EXERCISE TASK - Copy out each line that includes the word "components".

RECORD EXTRACTS -
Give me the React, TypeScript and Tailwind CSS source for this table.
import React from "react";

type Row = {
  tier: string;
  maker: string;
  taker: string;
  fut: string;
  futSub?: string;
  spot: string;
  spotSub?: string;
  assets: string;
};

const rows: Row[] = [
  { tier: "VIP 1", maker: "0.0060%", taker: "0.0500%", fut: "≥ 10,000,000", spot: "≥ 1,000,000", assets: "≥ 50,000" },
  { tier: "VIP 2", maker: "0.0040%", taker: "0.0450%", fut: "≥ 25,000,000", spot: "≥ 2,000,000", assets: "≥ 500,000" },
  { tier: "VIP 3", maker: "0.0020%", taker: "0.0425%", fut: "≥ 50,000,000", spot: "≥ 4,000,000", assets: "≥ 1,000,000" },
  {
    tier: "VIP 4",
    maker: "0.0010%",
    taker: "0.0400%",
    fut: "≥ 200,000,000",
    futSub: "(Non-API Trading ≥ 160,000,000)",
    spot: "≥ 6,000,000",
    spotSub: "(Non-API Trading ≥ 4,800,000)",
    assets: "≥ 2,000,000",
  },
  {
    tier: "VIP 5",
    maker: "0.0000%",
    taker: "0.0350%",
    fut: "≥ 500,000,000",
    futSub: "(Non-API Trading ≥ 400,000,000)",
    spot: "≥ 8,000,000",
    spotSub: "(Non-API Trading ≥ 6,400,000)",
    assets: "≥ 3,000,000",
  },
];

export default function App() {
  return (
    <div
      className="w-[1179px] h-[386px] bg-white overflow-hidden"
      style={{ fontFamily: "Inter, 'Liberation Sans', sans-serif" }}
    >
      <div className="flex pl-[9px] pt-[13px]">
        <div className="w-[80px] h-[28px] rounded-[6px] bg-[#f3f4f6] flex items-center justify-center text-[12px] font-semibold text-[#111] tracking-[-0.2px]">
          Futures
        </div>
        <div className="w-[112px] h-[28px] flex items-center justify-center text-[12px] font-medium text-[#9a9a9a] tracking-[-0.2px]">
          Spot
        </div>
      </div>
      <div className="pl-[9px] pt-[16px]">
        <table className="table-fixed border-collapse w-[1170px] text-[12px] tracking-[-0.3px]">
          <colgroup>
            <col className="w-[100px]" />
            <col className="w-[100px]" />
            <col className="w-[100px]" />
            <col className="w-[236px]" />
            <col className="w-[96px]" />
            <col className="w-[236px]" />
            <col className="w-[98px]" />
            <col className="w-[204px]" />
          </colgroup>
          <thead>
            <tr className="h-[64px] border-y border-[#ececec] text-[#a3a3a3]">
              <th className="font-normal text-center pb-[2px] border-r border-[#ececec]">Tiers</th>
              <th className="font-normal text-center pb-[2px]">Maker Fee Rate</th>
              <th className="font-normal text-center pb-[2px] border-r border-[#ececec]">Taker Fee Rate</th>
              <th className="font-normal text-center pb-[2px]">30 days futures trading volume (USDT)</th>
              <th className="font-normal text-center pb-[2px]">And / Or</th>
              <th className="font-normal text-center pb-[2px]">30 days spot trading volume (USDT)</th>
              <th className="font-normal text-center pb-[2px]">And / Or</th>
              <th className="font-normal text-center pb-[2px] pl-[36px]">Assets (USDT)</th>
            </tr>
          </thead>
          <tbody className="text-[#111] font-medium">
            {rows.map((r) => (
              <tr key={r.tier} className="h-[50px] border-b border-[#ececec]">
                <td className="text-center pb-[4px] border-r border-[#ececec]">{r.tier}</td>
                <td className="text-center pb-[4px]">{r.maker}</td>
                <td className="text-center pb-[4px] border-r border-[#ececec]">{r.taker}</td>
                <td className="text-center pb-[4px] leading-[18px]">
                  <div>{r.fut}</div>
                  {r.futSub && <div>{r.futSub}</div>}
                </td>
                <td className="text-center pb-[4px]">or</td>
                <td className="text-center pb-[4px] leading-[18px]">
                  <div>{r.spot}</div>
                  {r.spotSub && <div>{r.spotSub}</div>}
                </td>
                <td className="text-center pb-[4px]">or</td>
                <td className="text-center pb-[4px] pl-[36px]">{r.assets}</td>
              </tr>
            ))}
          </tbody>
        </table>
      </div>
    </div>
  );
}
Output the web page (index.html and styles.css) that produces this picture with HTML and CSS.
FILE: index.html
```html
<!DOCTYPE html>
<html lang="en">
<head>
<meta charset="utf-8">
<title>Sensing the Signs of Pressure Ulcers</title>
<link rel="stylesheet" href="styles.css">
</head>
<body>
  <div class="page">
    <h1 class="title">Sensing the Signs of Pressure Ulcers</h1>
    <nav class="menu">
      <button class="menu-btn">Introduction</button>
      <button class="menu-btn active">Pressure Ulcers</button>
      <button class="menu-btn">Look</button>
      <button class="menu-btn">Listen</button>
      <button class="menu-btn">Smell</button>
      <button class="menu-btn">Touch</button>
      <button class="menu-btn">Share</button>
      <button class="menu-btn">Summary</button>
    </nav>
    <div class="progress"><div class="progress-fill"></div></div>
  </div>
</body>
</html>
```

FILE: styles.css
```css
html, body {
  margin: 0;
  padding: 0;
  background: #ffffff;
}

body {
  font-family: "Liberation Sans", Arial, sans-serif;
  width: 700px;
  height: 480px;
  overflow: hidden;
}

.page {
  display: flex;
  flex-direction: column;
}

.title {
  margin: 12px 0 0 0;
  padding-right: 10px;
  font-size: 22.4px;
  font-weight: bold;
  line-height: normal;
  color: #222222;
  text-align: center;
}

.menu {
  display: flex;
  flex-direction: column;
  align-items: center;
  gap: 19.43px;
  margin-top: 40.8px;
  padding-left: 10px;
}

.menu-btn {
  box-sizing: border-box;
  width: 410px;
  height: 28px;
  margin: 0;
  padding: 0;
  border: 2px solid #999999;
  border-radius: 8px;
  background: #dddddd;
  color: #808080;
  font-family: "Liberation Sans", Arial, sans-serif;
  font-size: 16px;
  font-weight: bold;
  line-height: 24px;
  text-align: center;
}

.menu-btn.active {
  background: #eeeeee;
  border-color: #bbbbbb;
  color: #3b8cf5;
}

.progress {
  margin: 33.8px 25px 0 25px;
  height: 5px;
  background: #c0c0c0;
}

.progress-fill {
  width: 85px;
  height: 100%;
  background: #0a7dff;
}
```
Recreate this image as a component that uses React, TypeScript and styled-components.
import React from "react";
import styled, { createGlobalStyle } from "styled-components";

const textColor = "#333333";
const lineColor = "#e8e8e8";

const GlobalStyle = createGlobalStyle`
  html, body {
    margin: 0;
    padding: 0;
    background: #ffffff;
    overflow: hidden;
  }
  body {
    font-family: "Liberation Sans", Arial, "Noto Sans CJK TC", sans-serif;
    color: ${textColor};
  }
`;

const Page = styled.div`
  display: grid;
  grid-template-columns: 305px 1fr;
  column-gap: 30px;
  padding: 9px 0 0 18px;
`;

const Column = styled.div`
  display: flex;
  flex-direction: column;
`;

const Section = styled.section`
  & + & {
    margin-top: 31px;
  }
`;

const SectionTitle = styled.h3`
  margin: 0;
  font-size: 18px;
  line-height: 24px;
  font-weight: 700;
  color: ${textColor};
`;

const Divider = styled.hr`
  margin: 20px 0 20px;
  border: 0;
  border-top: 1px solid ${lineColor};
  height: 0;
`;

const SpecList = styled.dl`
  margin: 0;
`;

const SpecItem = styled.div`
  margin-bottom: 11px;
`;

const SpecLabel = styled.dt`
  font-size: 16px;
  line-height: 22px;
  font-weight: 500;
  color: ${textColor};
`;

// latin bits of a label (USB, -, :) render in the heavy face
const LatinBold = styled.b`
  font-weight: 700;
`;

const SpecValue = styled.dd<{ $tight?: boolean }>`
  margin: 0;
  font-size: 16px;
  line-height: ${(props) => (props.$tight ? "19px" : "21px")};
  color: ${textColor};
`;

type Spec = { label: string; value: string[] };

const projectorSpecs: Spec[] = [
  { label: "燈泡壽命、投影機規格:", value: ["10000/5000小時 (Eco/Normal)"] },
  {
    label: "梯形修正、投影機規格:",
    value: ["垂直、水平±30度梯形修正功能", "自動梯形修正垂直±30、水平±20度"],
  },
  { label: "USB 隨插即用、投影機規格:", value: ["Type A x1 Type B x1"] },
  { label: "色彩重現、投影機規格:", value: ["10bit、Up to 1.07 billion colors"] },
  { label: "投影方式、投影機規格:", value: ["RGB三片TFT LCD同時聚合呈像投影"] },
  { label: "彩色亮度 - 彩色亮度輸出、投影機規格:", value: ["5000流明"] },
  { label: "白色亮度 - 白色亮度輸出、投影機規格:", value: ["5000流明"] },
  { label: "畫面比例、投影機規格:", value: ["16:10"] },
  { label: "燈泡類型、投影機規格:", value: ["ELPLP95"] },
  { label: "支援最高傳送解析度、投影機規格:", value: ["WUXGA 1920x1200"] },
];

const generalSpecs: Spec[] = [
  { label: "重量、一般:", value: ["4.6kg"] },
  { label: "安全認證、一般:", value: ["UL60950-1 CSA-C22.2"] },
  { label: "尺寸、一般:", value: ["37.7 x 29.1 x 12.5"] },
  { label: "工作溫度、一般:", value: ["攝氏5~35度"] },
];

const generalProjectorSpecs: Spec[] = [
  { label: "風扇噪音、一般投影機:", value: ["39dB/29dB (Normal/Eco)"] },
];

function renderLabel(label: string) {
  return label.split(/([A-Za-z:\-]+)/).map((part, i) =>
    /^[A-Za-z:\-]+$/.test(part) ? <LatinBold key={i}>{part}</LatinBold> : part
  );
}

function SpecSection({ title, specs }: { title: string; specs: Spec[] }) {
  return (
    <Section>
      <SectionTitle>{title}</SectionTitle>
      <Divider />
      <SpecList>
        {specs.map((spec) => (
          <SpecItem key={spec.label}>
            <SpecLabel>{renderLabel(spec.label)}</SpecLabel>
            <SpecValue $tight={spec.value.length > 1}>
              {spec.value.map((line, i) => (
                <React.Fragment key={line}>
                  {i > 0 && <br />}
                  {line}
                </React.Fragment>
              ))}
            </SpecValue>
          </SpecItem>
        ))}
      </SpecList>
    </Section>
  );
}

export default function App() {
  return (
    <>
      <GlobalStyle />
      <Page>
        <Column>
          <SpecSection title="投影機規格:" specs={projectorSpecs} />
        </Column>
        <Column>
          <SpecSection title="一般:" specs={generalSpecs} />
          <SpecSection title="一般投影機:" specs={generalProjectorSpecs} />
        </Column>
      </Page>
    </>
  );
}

RESULT -
Recreate this image as a component that uses React, TypeScript and styled-components.
import styled, { createGlobalStyle } from "styled-components";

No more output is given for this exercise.